Tenho orgulho de ter pertencido ao Governo de Unidade Nacional que, em 2000, organizou a única e última visita de regresso de Luís Cabral a Bissau.


abraço
pepito

[Bold, a cor, da responsabilidade de L.G.]
__________

Nota de L.G.

(*) Vd. poste de 1 de Junho de 2009 > Guiné 63/74 - P4447: PAIGC - Quem foi quem (7): Luís Cabral (1931/2009) (Virgínio Briote)

4 comentários:

Anónimo disse...

Camaradas
Imagino como este comentário ainda possa ser corajoso, e mostra um bocadinho da personalidade de Luis Cabral, personalidade quase desconhecida.
Oxalá a Guiné consiga descobrir um bom rumo. Através do Pepito expresso votos de felicidades.
José Dinis

Anónimo disse...

Caro Pepito

Já passou muito tempo desde que nos encontramos na ENSP, cuja amizade se forjou no nosso interesse comum: a felicidade dos guineenses.
Parabéns pelo teu trabalho, que tenho acompanhado no blogue.
Parabéns pelo teu texto sobre o Luís Cabral.
Recebe um abraço fraterno e de paz, para todos aqueles que querem viver em paz, nessa terra que amamos, apesar de hoje, já ter tido a noticia de mais um incidente politico e público.
José Martins

Luís Graça disse...

Pepito: Trememos pelo teu povo, pelos nossos amigos, quando os diabos étnicos voltam a andar à solta...

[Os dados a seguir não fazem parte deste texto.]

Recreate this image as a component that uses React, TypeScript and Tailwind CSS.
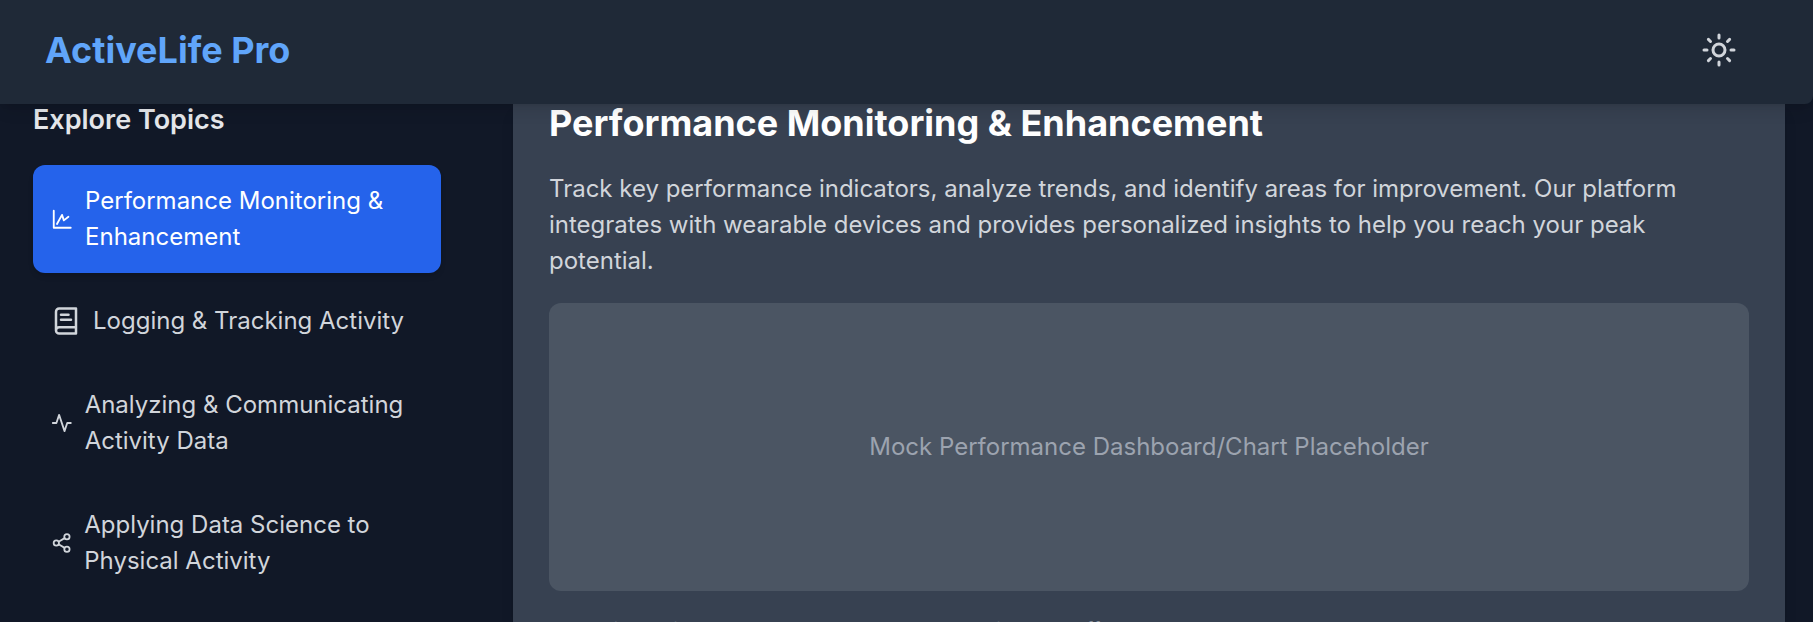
import React, { useState } from 'react';
import { Sun } from 'lucide-react';

interface IconProps {
  className?: string;
}

const Icon: React.FC<IconProps & { children: React.ReactNode }> = ({ className, children }) => (
  <svg
    viewBox="0 0 24 24"
    fill="none"
    stroke="currentColor"
    strokeWidth="2"
    strokeLinecap="round"
    strokeLinejoin="round"
    aria-hidden="true"
    className={className}
  >
    {children}
  </svg>
);

const ChartIcon: React.FC<IconProps> = ({ className }) => (
  <Icon className={className}>
    <path d="M3 3v18.5h18.5" />
    <path d="M6.5 17.5l5.5-10 2 6 5-4" />
  </Icon>
);

const BookIcon: React.FC<IconProps> = ({ className }) => (
  <Icon className={className}>
    <path d="M4 19.5v-15A2.5 2.5 0 0 1 6.5 2H20v20H6.5a2.5 2.5 0 0 1 0-5H20" />
    <path d="M8 7h6" />
    <path d="M8 11h8" />
  </Icon>
);

const ActivityIcon: React.FC<IconProps> = ({ className }) => (
  <Icon className={className}>
    <path d="M22 12h-4l-3 9L9 3l-3 9H2" />
  </Icon>
);

const ShareIcon: React.FC<IconProps> = ({ className }) => (
  <Icon className={className}>
    <circle cx="18" cy="5" r="3" />
    <circle cx="6" cy="12" r="3" />
    <circle cx="18" cy="19" r="3" />
    <path d="M8.6 13.5l6.8 4M15.4 6.5l-6.8 4" />
  </Icon>
);

const topics = [
  { id: 'performance', title: 'Performance Monitoring & Enhancement', icon: ChartIcon },
  { id: 'logging', title: 'Logging & Tracking Activity', icon: BookIcon },
  { id: 'analyzing', title: 'Analyzing & Communicating Activity Data', icon: ActivityIcon },
  { id: 'science', title: 'Applying Data Science to Physical Activity', icon: ShareIcon },
];

export default function App() {
  const [active, setActive] = useState('performance');

  return (
    <div className="h-screen flex flex-col overflow-hidden bg-gray-900 font-['Inter',sans-serif] text-[24px] leading-[36px] text-[#d1d5db]">
      {/* Header */}
      <header className="relative z-10 shrink-0 flex items-center justify-between bg-[#1f2937] pt-5 pb-6 pl-[45px] pr-16 rounded-br-lg shadow-lg">
        <h1 className="text-[36px] leading-[48px] font-bold text-[#60a5fa]">ActiveLife Pro</h1>
        <button aria-label="Toggle theme" className="p-3 rounded-full">
          <Sun size={36} />
        </button>
      </header>

      <div className="flex-1 min-h-0 flex bg-[#111827] pl-[33px] pr-7 gap-[72px]">
        {/* Sidebar */}
        <aside className="w-[408px] shrink-0">
          <h2 className="text-[27px] leading-[32px] font-semibold text-[#e5e7eb] mb-[29px]">Explore Topics</h2>
          <nav className="flex flex-col gap-3">
            {topics.map(({ id, title, icon: TopicIcon }) => (
              <button
                key={id}
                onClick={() => setActive(id)}
                className={`flex items-center w-full p-[18px] rounded-xl text-left ${
                  active === id ? 'bg-[#2563eb] text-white shadow-md' : ''
                }`}
              >
                <TopicIcon className="w-[30px] h-[30px] min-w-0 mr-3" />
                <span>{title}</span>
              </button>
            ))}
          </nav>
        </aside>

        {/* Content */}
        <main className="flex-1 min-w-0 bg-[#374151] px-9 shadow-lg">
          <h2 className="text-[36px] leading-[38px] font-bold text-white mb-[29px]">
            Performance Monitoring & Enhancement
          </h2>
          <p className="mb-6">
            Track key performance indicators, analyze trends, and identify areas for improvement. Our platform
            integrates with wearable devices and provides personalized insights to help you reach your peak potential.
          </p>
          <div className="h-[288px] flex items-center justify-center rounded-xl bg-[#4b5563] text-[#9ca3af] mb-6">
            Mock Performance Dashboard/Chart Placeholder
          </div>
          <p className="text-[21px] leading-[32px] text-[#9ca3af]">
            Expertise guide: NSCA resources on sport science staff
          </p>
        </main>
      </div>
    </div>
  );
}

Cuida bem de ti e dos teus. Luís

joão coelho disse...

Mais meia dúzia de assassinatos na Guiné-Bissau, o diabo anda à solta..Entre os mortos, Helder Proença,um dos poucos poetas do país. " É doloroso dizer, mas não tivemos tempo de respirar o hálito das manhãs sonhadas.." escreveu ele algures.
A CPLP servirá para alguma coisa? E a antes designada OEA (Org.dos Estados Africanos ) que mudou de nome entretanto? E a ONU?